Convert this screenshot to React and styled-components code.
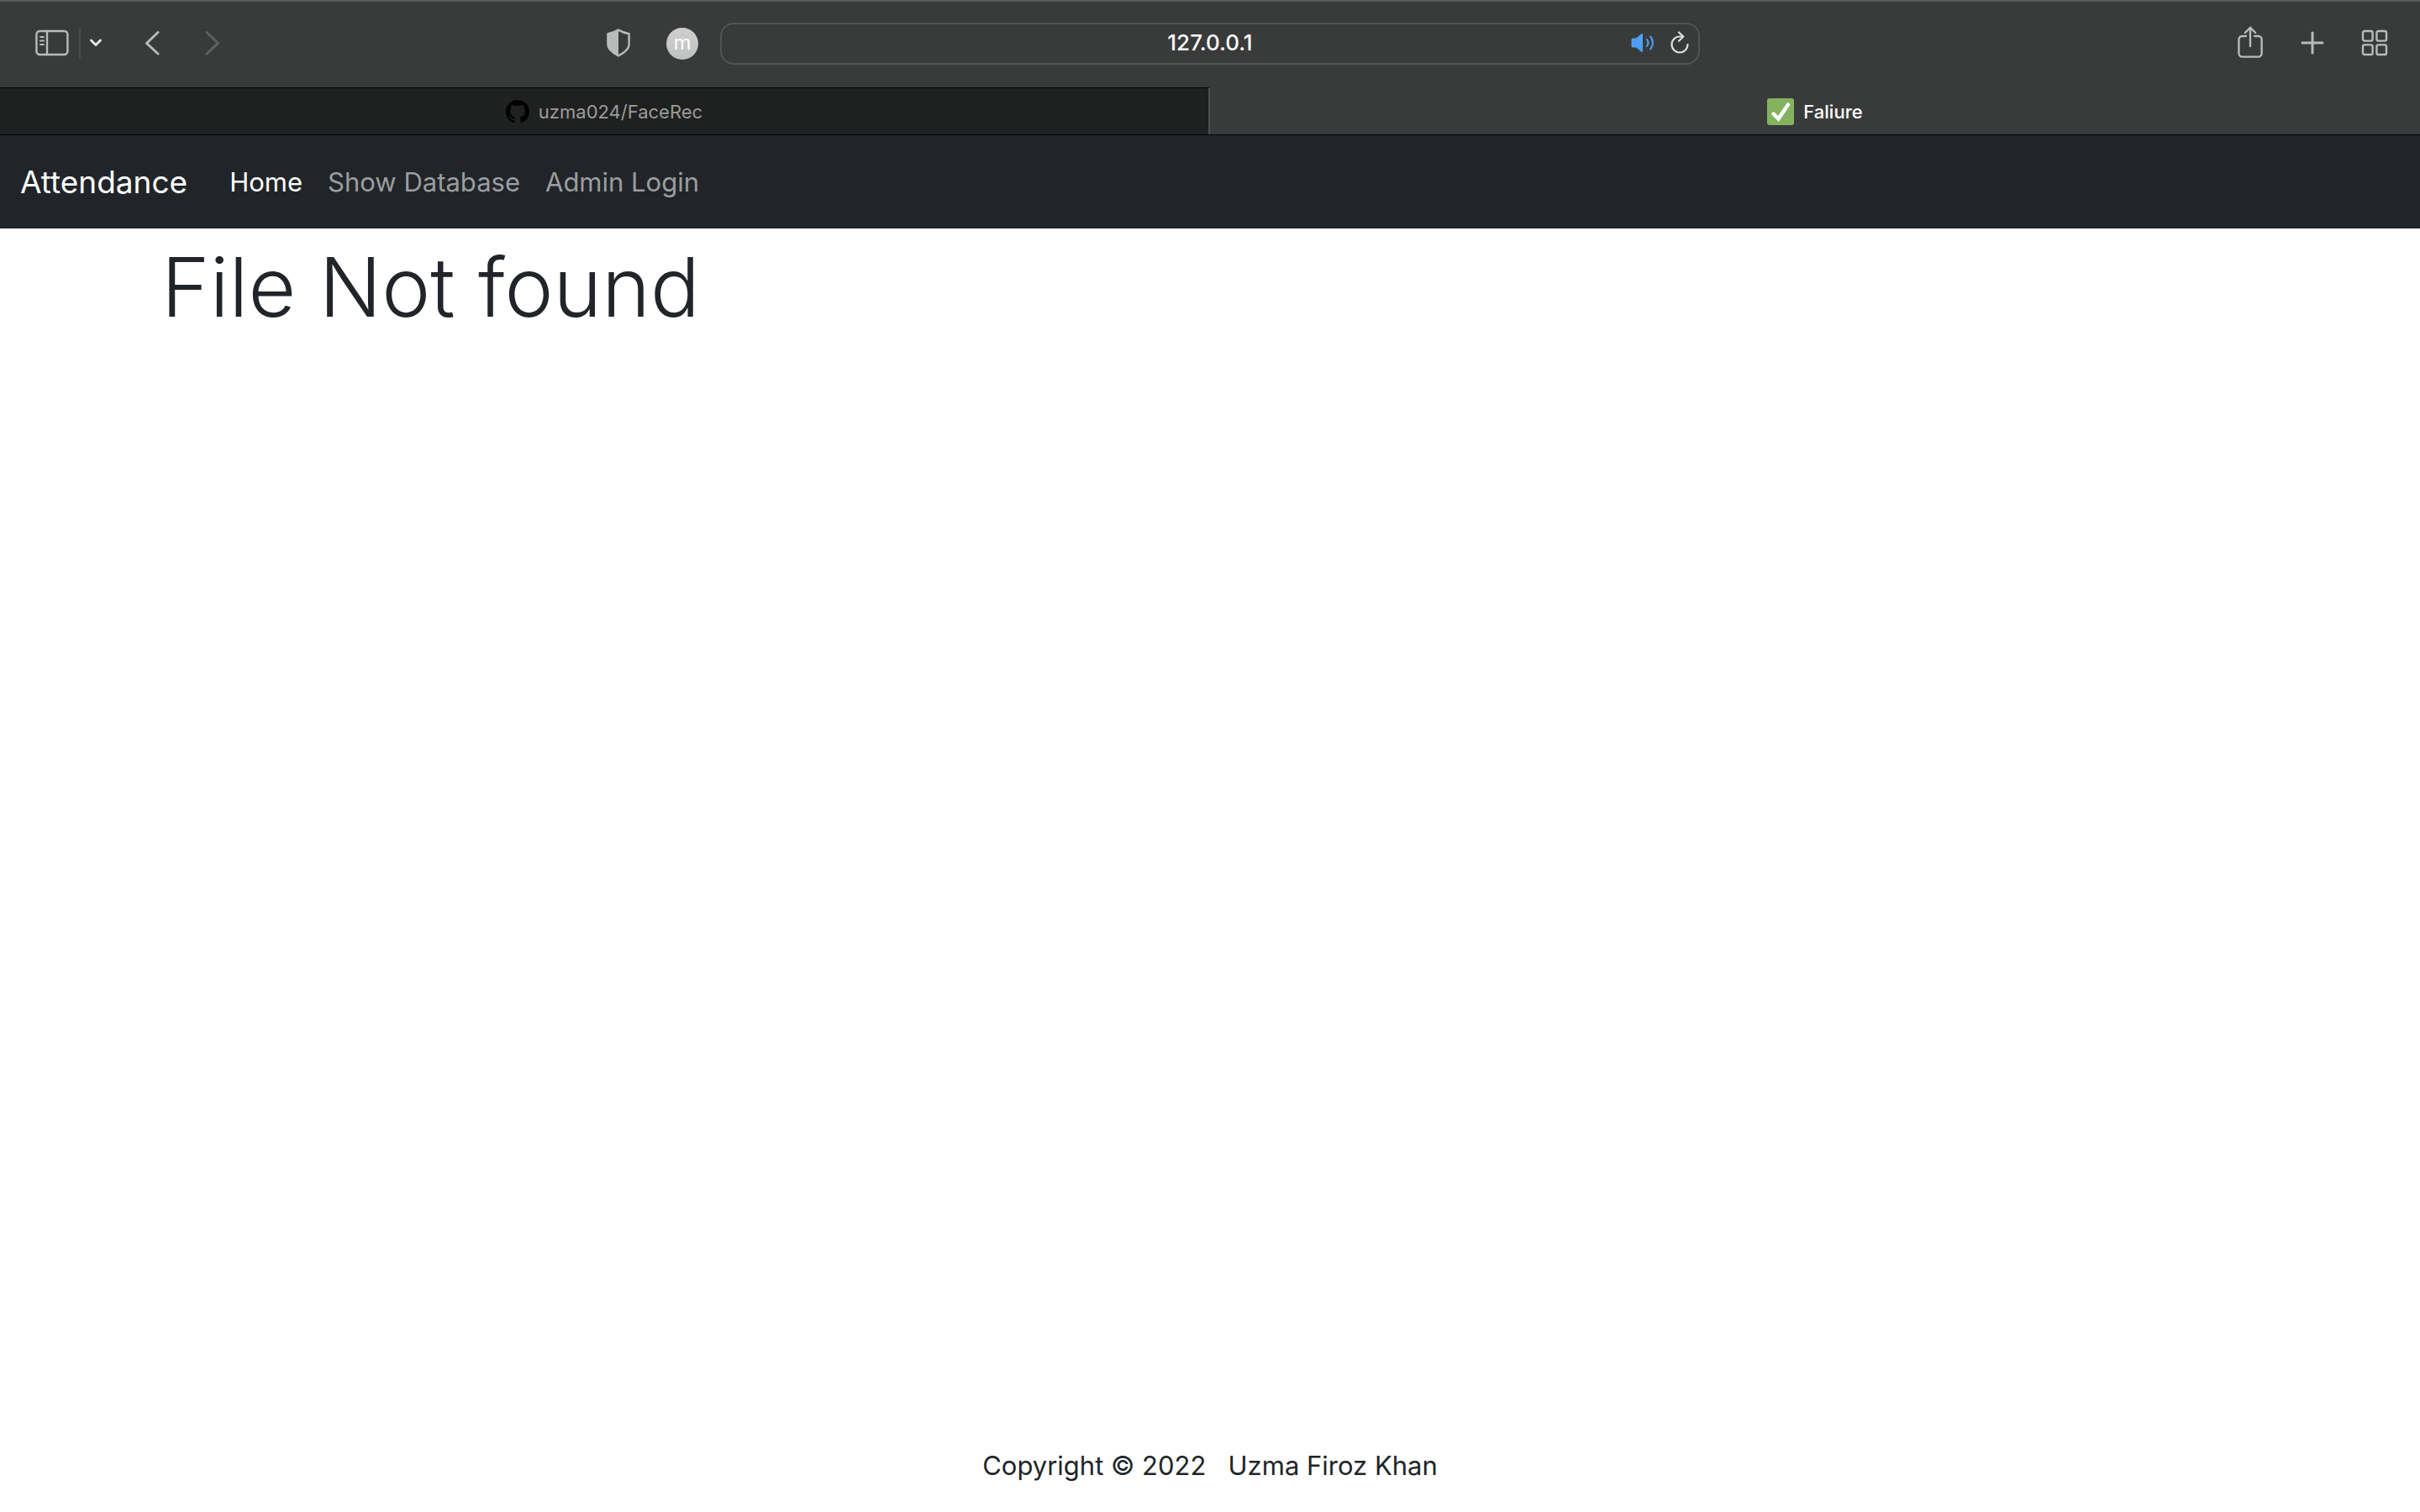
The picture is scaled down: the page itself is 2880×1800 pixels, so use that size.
import React from "react";
import styled, { createGlobalStyle } from "styled-components";

const GlobalStyle = createGlobalStyle`
  *, *::before, *::after { box-sizing: border-box; }
  body {
    margin: 0;
    background: #ffffff;
    color: #212529;
    font-family: Inter, "Liberation Sans", sans-serif;
  }
`;

const Window = styled.div`
  display: flex;
  flex-direction: column;
  min-height: 100vh;
`;

const Toolbar = styled.div`
  display: grid;
  grid-template-columns: 1fr minmax(0, 1166px) 1fr;
  column-gap: 26px;
  align-items: center;
  height: 104px;
  padding-bottom: 2px;
  border-top: 2px solid #5b5d5c;
  background: #393b3a;
`;

const ToolGroup = styled.div`
  display: flex;
  align-items: center;
  gap: ${(p) => p.$gap || 34}px;
`;

const LeftTools = styled.div`
  display: flex;
  align-items: center;
  justify-content: space-between;
  padding-left: 42px;
`;

const RightTools = styled(ToolGroup)`
  justify-content: flex-end;
  padding-right: 34px;
`;

const IconButton = styled.button`
  display: flex;
  align-items: center;
  justify-content: center;
  width: ${(p) => p.$width || 40}px;
  height: 40px;
  padding: 0 0 2px;
  border: 0;
  background: none;
  color: ${(p) => p.$color || "#b9bbba"};

  svg { display: block; flex: none; }
`;

const SidebarControl = styled.div`
  display: flex;
  align-items: center;
`;

const Divider = styled.span`
  width: 2px;
  height: 36px;
  margin: 0 8px 0 12px;
  background: #4d4f4e;
`;

const Avatar = styled.button`
  width: 38px;
  height: 38px;
  padding: 0 0 2px;
  border: 0;
  border-radius: 50%;
  background: linear-gradient(#cecece, #c0c2c1);
  color: #ffffff;
  font: 400 24px/36px Inter, sans-serif;
`;

const AddressBar = styled.div`
  display: grid;
  grid-template-columns: 82px 1fr 82px;
  align-items: center;
  height: 50px;
  border: 2px solid #535554;
  border-radius: 16px;
`;

const AddressInput = styled.input`
  grid-column: 2;
  width: 100%;
  padding: 0 0 2px;
  border: 0;
  outline: 0;
  background: none;
  color: #ffffff;
  text-align: center;
  font: 500 26px/40px Inter, sans-serif;
`;

const AddressTools = styled.div`
  display: flex;
  gap: 14px;
`;

const TabBar = styled.div`
  display: grid;
  grid-template-columns: 1fr 1fr;
  height: 57px;
  border-bottom: 1px solid #000000;
  background: #393b3a;
`;

const Tab = styled.button`
  display: flex;
  align-items: center;
  justify-content: center;
  gap: 11px;
  padding: 0;
  border: 0;
  border-top: 1px solid ${(p) => (p.$active ? "#393b3a" : "#000000")};
  border-right: ${(p) => (p.$active ? "0" : "2px solid #4d4f4e")};
  background: ${(p) => (p.$active ? "#393b3a" : "#1f2120")};
  color: ${(p) => (p.$active ? "#ffffff" : "#9b9c9b")};
  font: ${(p) => (p.$active ? 500 : 400)} 22px/28px Inter, sans-serif;

  svg { display: block; flex: none; }
`;

const Navbar = styled.nav`
  display: flex;
  align-items: center;
  gap: 50px;
  height: 111px;
  padding: 0 24px;
  background: #212529;
`;

const Brand = styled.a`
  color: #ffffff;
  font-size: 37px;
  line-height: 60px;
  text-decoration: none;
`;

const NavList = styled.ul`
  display: flex;
  gap: 30px;
  margin: 0;
  padding: 0;
  list-style: none;
`;

const NavLink = styled.a`
  color: ${(p) => (p.$active ? "#ffffff" : "#9b9d9f")};
  font-size: 31px;
  line-height: 48px;
  text-decoration: none;
`;

const Main = styled.main`
  flex: 1;
  padding: 0 192px;
`;

const Title = styled.h1`
  margin: 0;
  padding-top: 4px;
  font-size: 98px;
  font-weight: 300;
  line-height: 132px;
`;

const Footer = styled.footer`
  padding: 0 24px 31px;
  text-align: center;
  font-size: 31px;
  line-height: 48px;
`;

const line = { fill: "none", stroke: "currentColor", strokeLinecap: "round", strokeLinejoin: "round" };

const SidebarIcon = () => (
  <svg width="40" height="32" viewBox="0 0 40 32" {...line} strokeWidth="2.4">
    <rect x="1.4" y="2" width="37" height="28" rx="4" />
    <path d="M14 2v28" />
    <path d="M6 9h4M6 13.5h4M6 18h4" strokeWidth="2" />
  </svg>
);

const ChevronDown = () => (
  <svg width="16" height="12" viewBox="0 0 16 12" {...line} strokeWidth="3">
    <path d="M2.5 3 8 8.5 13.5 3" />
  </svg>
);

const BackIcon = () => (
  <svg width="18" height="30" viewBox="0 0 18 30" {...line} strokeWidth="3">
    <path d="M16 2.5 2.5 15.5 16 28" />
  </svg>
);

const ForwardIcon = () => (
  <svg width="18" height="30" viewBox="0 0 18 30" {...line} strokeWidth="3">
    <path d="M2 2.5 15.5 15.5 2 28" />
  </svg>
);

const ShieldIcon = () => (
  <svg width="28" height="34" viewBox="0 0 28 34" {...line} strokeWidth="2.4">
    <path d="M14 1.6C10 4 6 5.4 1.4 6.2V19c0 6 6 10 12.6 13.4C20.6 29 26.6 25 26.6 19V6.2C22 5.4 18 4 14 1.6Z" />
    <path d="M14 1.6C10 4 6 5.4 1.4 6.2V19c0 6 6 10 12.6 13.4Z" fill="currentColor" stroke="none" />
  </svg>
);

const SpeakerIcon = () => (
  <svg width="30" height="30" viewBox="0 0 30 30" {...line} strokeWidth="2">
    <path d="M3 9.5h4L13.5 4.2a1 1 0 0 1 1.5.8v20a1 1 0 0 1-1.5.8L7 20.5H3A1.5 1.5 0 0 1 1.5 19v-8A1.5 1.5 0 0 1 3 9.5Z" fill="currentColor" stroke="none" />
    <path d="M20 11c1.8 2.4 1.8 5.6 0 8M24.2 7.5c3.6 4.4 3.6 10.6 0 15" />
  </svg>
);

const ReloadIcon = () => (
  <svg width="24" height="28" viewBox="0 0 24 28" {...line} strokeWidth="2.2">
    <path d="M21.5 16a9.5 9.5 0 1 1-9.5-9.500h4" />
    <path d="M11 1.5 16.2 6.5 11 11.7" />
  </svg>
);

const ShareIcon = () => (
  <svg width="30" height="40" viewBox="0 0 30 40" {...line} strokeWidth="2.4">
    <path d="M10 12H5.4a4 4 0 0 0-4 4v16.600a4 4 0 0 0 4 4h19.200a4 4 0 0 0 4-4V16a4 4 0 0 0-4-4H20" />
    <path d="M15 24V1.800M8.800 8 15 1.800 21.200 8" />
  </svg>
);

const PlusIcon = () => (
  <svg width="28" height="28" viewBox="0 0 28 28" {...line} strokeWidth="3">
    <path d="M14 2v24M2 14h24" />
  </svg>
);

const GridIcon = () => (
  <svg width="32" height="32" viewBox="0 0 32 32" {...line} strokeWidth="2.4">
    <rect x="2" y="2" width="11.6" height="11.6" rx="2" />
    <rect x="18.4" y="2" width="11.6" height="11.6" rx="2" />
    <rect x="2" y="18.4" width="11.6" height="11.6" rx="2" />
    <rect x="18.4" y="18.4" width="11.6" height="11.6" rx="2" />
  </svg>
);

const GithubMark = () => (
  <svg width="28" height="28" viewBox="0 0 16 16" fill="#000000">
    <path d="M8 0C3.58 0 0 3.58 0 8c0 3.54 2.29 6.53 5.47 7.59.4.07.55-.17.55-.38 0-.19-.01-.82-.01-1.49-2.01.37-2.53-.49-2.69-.94-.09-.23-.48-.94-.82-1.13-.28-.15-.68-.52-.01-.53.63-.01 1.08.58 1.23.82.72 1.21 1.87.87 2.33.66.07-.52.28-.87.51-1.07-1.78-.2-3.64-.89-3.64-3.95 0-.87.31-1.59.82-2.15-.08-.2-.36-1.02.08-2.12 0 0 .67-.21 2.2.82.64-.18 1.32-.27 2-.27.68 0 1.36.09 2 .27 1.53-1.04 2.2-.82 2.2-.82.44 1.1.16 1.92.08 2.12.51.56.82 1.27.82 2.15 0 3.07-1.87 3.75-3.65 3.95.29.25.54.73.54 1.48 0 1.07-.01 1.93-.01 2.2 0 .21.15.46.55.38A8.013 8.013 0 0 0 16 8c0-4.42-3.58-8-8-8z" />
  </svg>
);

const CheckFavicon = () => (
  <svg width="32" height="32" viewBox="0 0 32 32">
    <rect width="32" height="32" rx="3" fill="#83b35f" />
    <path d="M7.5 18.5 13.5 24.5 25 7.5" fill="none" stroke="#ffffff" strokeWidth="4.4" strokeLinecap="round" strokeLinejoin="miter" />
  </svg>
);

export default function App() {
  return (
    <Window>
      <GlobalStyle />
      <header>
        <Toolbar>
          <LeftTools>
            <ToolGroup $gap={37}>
              <SidebarControl>
                <IconButton aria-label="Show sidebar"><SidebarIcon /></IconButton>
                <Divider />
                <IconButton aria-label="Tab groups" $width={20} $color="#e6e6e6"><ChevronDown /></IconButton>
              </SidebarControl>
              <ToolGroup $gap={32}>
                <IconButton aria-label="Back"><BackIcon /></IconButton>
                <IconButton aria-label="Forward" disabled $color="#5f6160"><ForwardIcon /></IconButton>
              </ToolGroup>
            </ToolGroup>
            <ToolGroup $gap={37}>
              <IconButton aria-label="Privacy report"><ShieldIcon /></IconButton>
              <Avatar>m</Avatar>
            </ToolGroup>
          </LeftTools>
          <AddressBar>
            <AddressInput aria-label="Address" defaultValue="127.0.0.1" />
            <AddressTools>
              <IconButton aria-label="Mute tab" $width={32} $color="#4f9ff8"><SpeakerIcon /></IconButton>
              <IconButton aria-label="Reload" $width={28} $color="#dededf"><ReloadIcon /></IconButton>
            </AddressTools>
          </AddressBar>
          <RightTools>
            <IconButton aria-label="Share"><ShareIcon /></IconButton>
            <IconButton aria-label="New tab"><PlusIcon /></IconButton>
            <IconButton aria-label="Tab overview"><GridIcon /></IconButton>
          </RightTools>
        </Toolbar>
        <TabBar>
          <Tab>
            <GithubMark />
            uzma024/FaceRec
          </Tab>
          <Tab $active>
            <CheckFavicon />
            Faliure
          </Tab>
        </TabBar>
      </header>
      <Navbar>
        <Brand href="#">Attendance</Brand>
        <NavList>
          <li><NavLink href="#" $active>Home</NavLink></li>
          <li><NavLink href="#">Show Database</NavLink></li>
          <li><NavLink href="#">Admin Login</NavLink></li>
        </NavList>
      </Navbar>
      <Main>
        <Title>File Not found</Title>
      </Main>
      <Footer>Copyright © 2022 &nbsp; Uzma Firoz Khan</Footer>
    </Window>
  );
}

--- --- ---

> _Request_
Among the lines above, how many contain the string "size"? State the number alone.

> _Task solution_
5